Monsanto’s willingness to play with both major US political parties leads to another question. Should we really blame Barack Obama for all this? Or is he a genuinely well-intentioned guy, who thought he could make change happen by being elected President, but found, when he arrived, that his real role was to play spokesman for an unelected shadow government? As Robert Anton Wilson put it, “was the new President shown a video of the Kennedy assassination from an angle he’d never seen it from before, and told ‘you’ve got a nice family. Play along with us and nobody gets hurt.’”? Perhaps. A friend of mine who is an old smoking buddy of Al Gore’s tells me that Al told him in 1992 that Al and Bill knew the office they were running for was more ceremonial than executive, but they hoped to be able to make a slight difference in the direction of things. We all know how that turned out. (And remember, Gore had already written and become somewhat famous for Earth in the Balance, which, along with Albert Bates’ Climate in Crisis was one of the first books to call popular attention to the mess we are tangled in now.) Perhaps frustration with his figurehead status accounts for Gore’s lackluster run for President in 2000 and his subsequent flowering, at a convenient distance from politics.

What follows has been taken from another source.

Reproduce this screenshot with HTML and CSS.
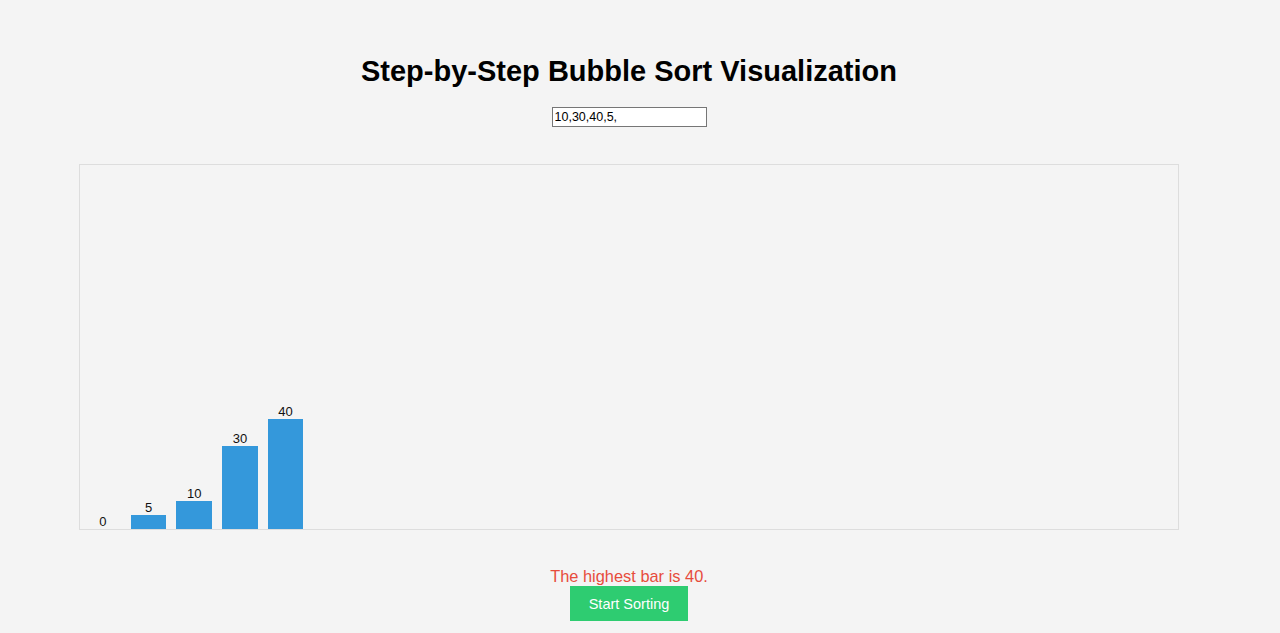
FILE: index.html
```html
<!DOCTYPE html>
<html>
<head>
<meta charset="utf-8">
<link rel="stylesheet" href="styles.css">
</head>
<body>
<div class="page">
  <h1 class="title">Step-by-Step Bubble Sort Visualization</h1>
  <div class="controls"><input class="values" type="text" value="10,30,40,5,"></div>
  <div class="chart">
    <div class="bar-col"><span class="label">0</span><div class="bar" style="height:0px"></div></div>
    <div class="bar-col"><span class="label">5</span><div class="bar" style="height:14px"></div></div>
    <div class="bar-col"><span class="label">10</span><div class="bar" style="height:28px"></div></div>
    <div class="bar-col"><span class="label">30</span><div class="bar" style="height:83px"></div></div>
    <div class="bar-col"><span class="label">40</span><div class="bar" style="height:110px"></div></div>
  </div>
  <p class="message">The highest bar is 40.</p>
  <button class="start">Start Sorting</button>
</div>
</body>
</html>
```
FILE: styles.css
```css
html, body {
  margin: 0;
  padding: 0;
  background: #f4f4f4;
}
body {
  font-family: "Liberation Sans", Arial, sans-serif;
  color: #000;
}
.page {
  width: 1258px;
  display: flex;
  flex-direction: column;
  align-items: center;
  padding-top: 54px;
}
.title {
  margin: 0;
  font-size: 29px;
  font-weight: bold;
  line-height: 34px;
}
.controls {
  margin-top: 19px;
}
.values {
  width: 155px;
  height: 20px;
  box-sizing: border-box;
  border: 1px solid #767676;
  background: #fff;
  font-family: "Liberation Sans", Arial, sans-serif;
  font-size: 12.5px;
  padding: 1px 2px;
  margin: 0;
}
.chart {
  margin-top: 37px;
  width: 1100px;
  height: 366px;
  box-sizing: border-box;
  border: 1px solid #dddddd;
  display: flex;
  align-items: flex-end;
}
.bar-col {
  width: 35.7px;
  margin: 0 5px;
  display: flex;
  flex-direction: column;
  align-items: center;
}
.label {
  font-size: 13px;
  line-height: 15px;
  color: #111;
}
.bar {
  width: 100%;
  background: #3498db;
}
.message {
  margin: 36px 0 0;
  font-size: 16.4px;
  line-height: 20px;
  color: #e74c3c;
}
.start {
  margin-top: 0;
  height: 35px;
  padding: 0 19px;
  border: none;
  background: #2ecc71;
  color: #fff;
  font-family: "Liberation Sans", Arial, sans-serif;
  font-size: 14.5px;
}
```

So, maybe Barack Obama regrets his decision to become a kinder, gentler face for the corporatocracy than Dick Cheney and that guy he was with, but we may never know, because, like Clinton and Gore before him, he fears for his safety and his family’s safety far too much to ever spill those beans.
But, whatever the unspeakable truth may be about Barack Obama’s motivations and intentions, the inconvenient truth is that the African policy for which he is at the very least serving as a charming mouthpiece is not a policy that will benefit Africa. It is just another corporate iron hand in another velvet glove, grabbing for what’s left of the wealth of the continent that gave birth to us all, a corporate iron hand that doesn’t care who or what it crushes as long as it ends up with a fistful of dollars. And that’s the inconvenient truth about the Obama administration’s “African initiative.”